When wages for people with bachelor’s degrees declined in the 1970s, the cause was a flood of baby boomers entering the job market. This time, economists say, much of the blame goes to trends familiar to workers with less education.

Off-shoring, which has shifted manufacturing and call-center jobs to Mexico and India, is increasingly affecting the white-collar sectors of engineering and software design. Companies have continued their long effort to replace salaried positions with low-paid, nonsalaried jobs, including part-time and freelance positions without benefits.

Those positions make up nearly half of the 6.5 million jobs created since 2001, said Paul Harrington, a labor economist at Northeastern University in Boston.
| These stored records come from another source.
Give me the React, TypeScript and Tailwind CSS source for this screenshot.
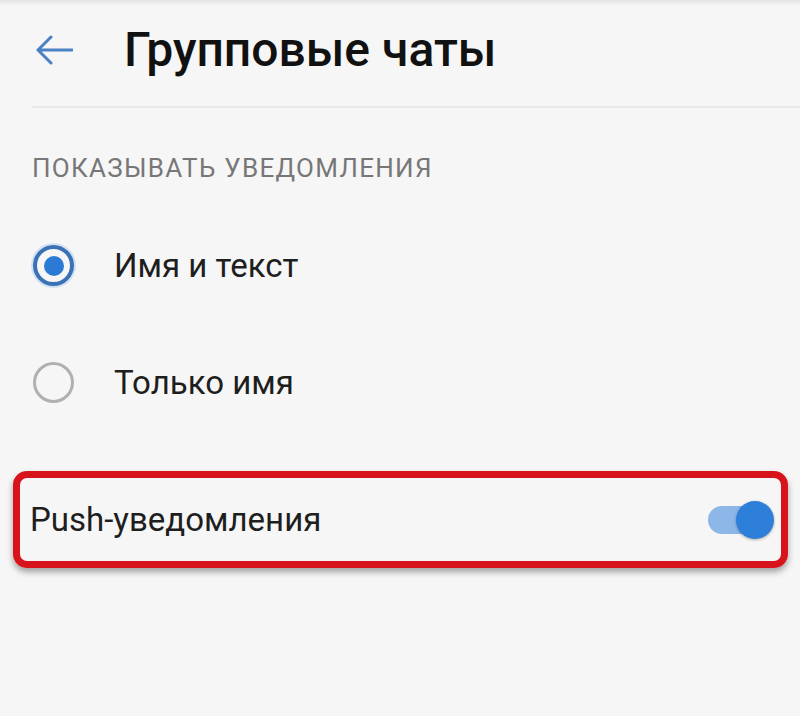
import React from 'react';

export default function GroupChatsSettings() {
  const options = [
    { label: "Имя и текст", checked: true },
    { label: "Только имя", checked: false },
  ];

  return (
    <div className="min-h-[716px] w-[800px] bg-[#f6f6f6] font-['Roboto',sans-serif] text-[#1e1e1e]">
      <div className="h-[6px] bg-gradient-to-b from-[#e4e4e4] to-[#f6f6f6]" />

      {/* header */}
      <header className="flex items-center h-[88px] pl-[35px]">
        <svg width="38" height="32" viewBox="0 0 38 32" fill="none">
          <path d="M37 16H3M16 3L3 16L16 29" stroke="#4a80c4" strokeWidth="3" strokeLinecap="round" strokeLinejoin="round" />
        </svg>
        <h1 className="ml-[51px] text-[48px] font-medium leading-none text-[#111]">Групповые чаты</h1>
      </header>
      <div className="ml-[32px] mt-[12px] h-[2px] bg-[#e9e9e9]" />

      <div className="mt-[44px] pl-[32px] text-[26px] leading-[32px] tracking-[1.3px] text-[#777]">
        ПОКАЗЫВАТЬ УВЕДОМЛЕНИЯ
      </div>

      <div className="mt-[23px]">
        {options.map((opt) => (
          <div key={opt.label} className="flex items-center h-[117px] pl-[33px]">
            {opt.checked ? (
              <div className="w-[41px] h-[41px] rounded-full border-[4px] border-[#3a72b5] flex items-center justify-center shadow-[0_0_0_2px_rgba(140,185,235,0.35)]">
                <div className="w-[20px] h-[20px] rounded-full bg-[#2b7bd6]" />
              </div>
            ) : (
              <div className="w-[41px] h-[41px] rounded-full border-[3px] border-[#b0b0b0]" />
            )}
            <span className="ml-[40px] text-[33px] leading-none">{opt.label}</span>
          </div>
        ))}
      </div>

      {/* highlighted row */}
      <div className="mt-[30px] ml-[13px] w-[775px] h-[97px] rounded-[14px] border-[7px] border-[#d7141c] shadow-[0_4px_6px_rgba(0,0,0,0.35)] flex items-center justify-between pl-[10px] pr-[7px]">
        <span className="text-[33px] leading-none">Push-уведомления</span>
        <div className="relative w-[66px] h-[38px]">
          <div className="absolute left-0 top-[5px] w-[52px] h-[28px] rounded-full bg-[#8db7e8]" />
          <div className="absolute right-0 top-0 w-[38px] h-[38px] rounded-full bg-[#2e7fd9] shadow-[0_1px_3px_rgba(0,0,0,0.3)]" />
        </div>
      </div>
    </div>
  );
}
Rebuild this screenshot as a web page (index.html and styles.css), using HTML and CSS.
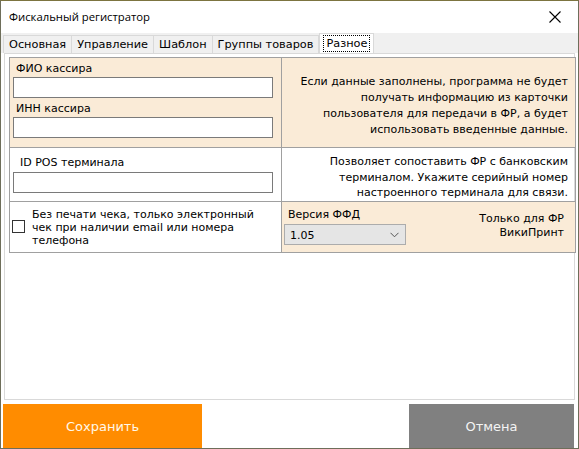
FILE: index.html
```html
<!DOCTYPE html>
<html lang="ru">
<head>
<meta charset="utf-8">
<link rel="stylesheet" href="styles.css">
</head>
<body>
<div class="window">
  <div class="titlebar">
    <span class="title">Фискальный регистратор</span>
    <svg class="close" width="12" height="12" viewBox="0 0 12 12"><path d="M0.5 0.5L11.5 11.5M11.5 0.5L0.5 11.5" stroke="#000" stroke-width="1.1" fill="none"/></svg>
  </div>
  <div class="tabs">
    <div class="tab">Основная</div>
    <div class="tab">Управление</div>
    <div class="tab">Шаблон</div>
    <div class="tab">Группы товаров</div>
    <div class="tab active"><span class="focus">Разное</span></div>
  </div>
  <div class="panel">
    <table class="grid">
      <tr class="r1">
        <td class="cell beige left">
          <div class="label">ФИО кассира</div>
          <div class="input"></div>
          <div class="label l2">ИНН кассира</div>
          <div class="input"></div>
        </td>
        <td class="cell beige note">Если данные заполнены, программа не будет получать информацию из карточки пользователя для передачи в ФР, а будет использовать введенные данные.</td>
      </tr>
      <tr class="r2">
        <td class="cell left">
          <div class="label pos">ID POS терминала</div>
          <div class="input"></div>
        </td>
        <td class="cell note n2">Позволяет сопоставить ФР с банковским терминалом. Укажите серийный номер настроенного терминала для связи.</td>
      </tr>
      <tr class="r3">
        <td class="cell left">
          <div class="check">
            <span class="box"></span>
            <span class="checktext">Без печати чека, только электронный чек при наличии email или номера телефона</span>
          </div>
        </td>
        <td class="cell beige ffd">
          <div class="ffdrow">
            <div class="ffdleft">
              <div class="label ffdlabel">Версия ФФД</div>
              <div class="select"><span>1.05</span>
                <svg width="9" height="6" viewBox="0 0 9 6"><path d="M0.5 0.8L4.5 4.8L8.5 0.8" stroke="#555" fill="none"/></svg>
              </div>
            </div>
            <div class="only">Только для ФР<br>ВикиПринт</div>
          </div>
        </td>
      </tr>
    </table>
  </div>
  <div class="buttons">
    <button class="btn save">Сохранить</button>
    <button class="btn cancel">Отмена</button>
  </div>
</div>
</body>
</html>
```
FILE: styles.css
```css
html, body {
  margin: 0;
  padding: 0;
}
body {
  width: 579px;
  height: 449px;
  overflow: hidden;
  background: #ffffff;
  font-family: "DejaVu Sans", Verdana, sans-serif;
  font-size: 11px;
  color: #000;
}
.window {
  box-sizing: border-box;
  width: 579px;
  height: 449px;
  border: 1px solid #6e6e5a;
  border-top-color: #7c7440;
  background: #fff;
  display: flex;
  flex-direction: column;
}
.titlebar {
  height: 32px;
  display: flex;
  align-items: center;
  justify-content: space-between;
  padding: 0 17px 0 8px;
  background: #fff;
}
.title {
  font-family: "Open Sans", "Noto Sans", sans-serif;
  font-size: 11.3px;
  position: relative;
  top: -1px;
}
.close {
  display: block;
}
.tabs {
  height: 19px;
  background: #f0f0f0;
  display: flex;
  padding: 1px 0 0 2px;
  align-items: flex-end;
}
.tab {
  height: 17px;
  padding: 0 5px;
  line-height: 17px;
  border: 1px solid #d9d9d9;
  border-bottom: none;
  margin-right: -1px;
  background: #f0f0f0;
  font-size: 11.3px;
}
.tab.active {
  background: #fff;
  height: 19px;
  line-height: 19px;
  margin-left: 1px;
  padding: 0 4px;
}
.focus {
  outline: 1px dotted #000;
  padding: 1px 2px;
}
.panel {
  margin: 0 3px;
  border: 1px solid #d9d9d9;
  background: #fff;
  height: 342px;
  padding: 3px 0 0 4px;
}
.grid {
  border-collapse: collapse;
  width: 567px;
}
.cell {
  border: 1px solid #a0a0a0;
  padding: 0;
  vertical-align: top;
}
.beige {
  background: #faebd7;
}
.left {
  width: 260px;
  padding: 3px 8px 9px 3px;
}
.r1 .left { height: 76px; }
.label {
  padding-left: 3px;
  height: 16px;
  line-height: 16px;
}
.l2 { margin-top: 3px; }
.label.pos {
  padding-left: 7px;
  margin-top: 4px;
  margin-bottom: 1px;
}
.input {
  box-sizing: border-box;
  height: 21px;
  border: 1px solid #7a7a7a;
  background: #fff;
  width: 260px;
}
.r2 .left { height: 42px; padding-bottom: 8px; }
.note {
  text-align: right;
  vertical-align: middle;
  padding: 7px 7px 0 6px;
  line-height: 16px;
}
.note.n2 {
  line-height: 15.5px;
  vertical-align: top;
  padding-top: 6px;
}
.r3 .left {
  vertical-align: middle;
  height: 49px;
  padding: 0 4px 1px 2px;
}
.check {
  display: flex;
  align-items: center;
}
.box {
  box-sizing: border-box;
  width: 13px;
  height: 13px;
  border: 1px solid #333;
  background: #fff;
  flex: none;
  margin-right: 7px;
}
.checktext {
  line-height: 13px;
  margin-top: 1px;
  max-width: 236px;
}
.ffd {
  vertical-align: top;
}
.ffdrow {
  display: flex;
  justify-content: space-between;
  padding: 5px 11px 0 2px;
}
.ffdlabel {
  padding-left: 4px;
  margin-bottom: 1px;
}
.select {
  box-sizing: border-box;
  width: 122px;
  height: 21px;
  background: #e5e5e5;
  border: 1px solid #acacac;
  display: flex;
  align-items: center;
  justify-content: space-between;
  padding: 0 6px 0 5px;
}
.select span { padding-top: 2px; }
.only {
  text-align: right;
  line-height: 14px;
  padding-top: 5px;
}
.buttons {
  display: flex;
  justify-content: space-between;
  padding: 4px 4px 0 2px;
}
.btn {
  border: none;
  height: 44px;
  font-family: "DejaVu Sans", Verdana, sans-serif;
  font-size: 13px;
  color: #fff8ea;
  padding: 0;
}
.save {
  width: 199px;
  background: #ff8c00;
}
.cancel {
  width: 165px;
  background: #808080;
  color: #f4f4f4;
}
```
Harrington looked at the growth of salaried jobs during the past five economic recoveries and found that they increased an average of 11.5 percent, compared with 2.5 percent during the current recovery.

“There’s clear deterioration in the college labor market,” he said. “The American economy just does not generate jobs the way it has historically.”

Alan Guarino, chief executive of Cornell International, an international staffing firm, sees a similar change in his own work as an employment recruiter. About 15 percent of workers with four-year college degrees are working at “gray collar” jobs below their skill level, such as in retail, because they cannot find better-paying jobs. Before 2001, the figure was about 10 percent.

“A very significant percentage of the jobs we are creating are contingent jobs,” not salaried positions, said Guarino.

Economic anomalies

The sour opinion of the economy might seem unusual, given that gross domestic product has averaged a solid 3.8 percent growth in the past three years, including a 5.6 percent spurt in the first quarter of 2006. Unemployment remains at a low 4.6 percent.

But in an Associated Press-Ipsos poll released in July, 60 percent of respondents said they disapproved of how Bush was handling the economy.

“The administration is saying the only reason people are not sharing in the recovery is they don’t have the right skills,” said Lawrence Mishel, president of the Economic Policy Institute. But if college graduates are not doing well, Mishel said, “what does that say?”

Bush’s advisers say graduates are earning less because their ranks are swelling, and they face tougher competition for better-paying jobs. But they see good news in the fact that productivity is increasing and that, eventually, wages will follow as they have in the past.

“Whether or not new college graduates are making more than they were five years ago, we do know the same people will be making more five years from now,” said White House spokesman Ken Lisaius.

Not all college graduates are faring poorly. Starting pay is up for business administration, marketing and accounting majors, but down for humanities majors, according to the National Association of Colleges and Employers. Compared with 2005, starting salaries for accounting majors rose 5.5 percent this year, while those for English majors declined 4.1 percent.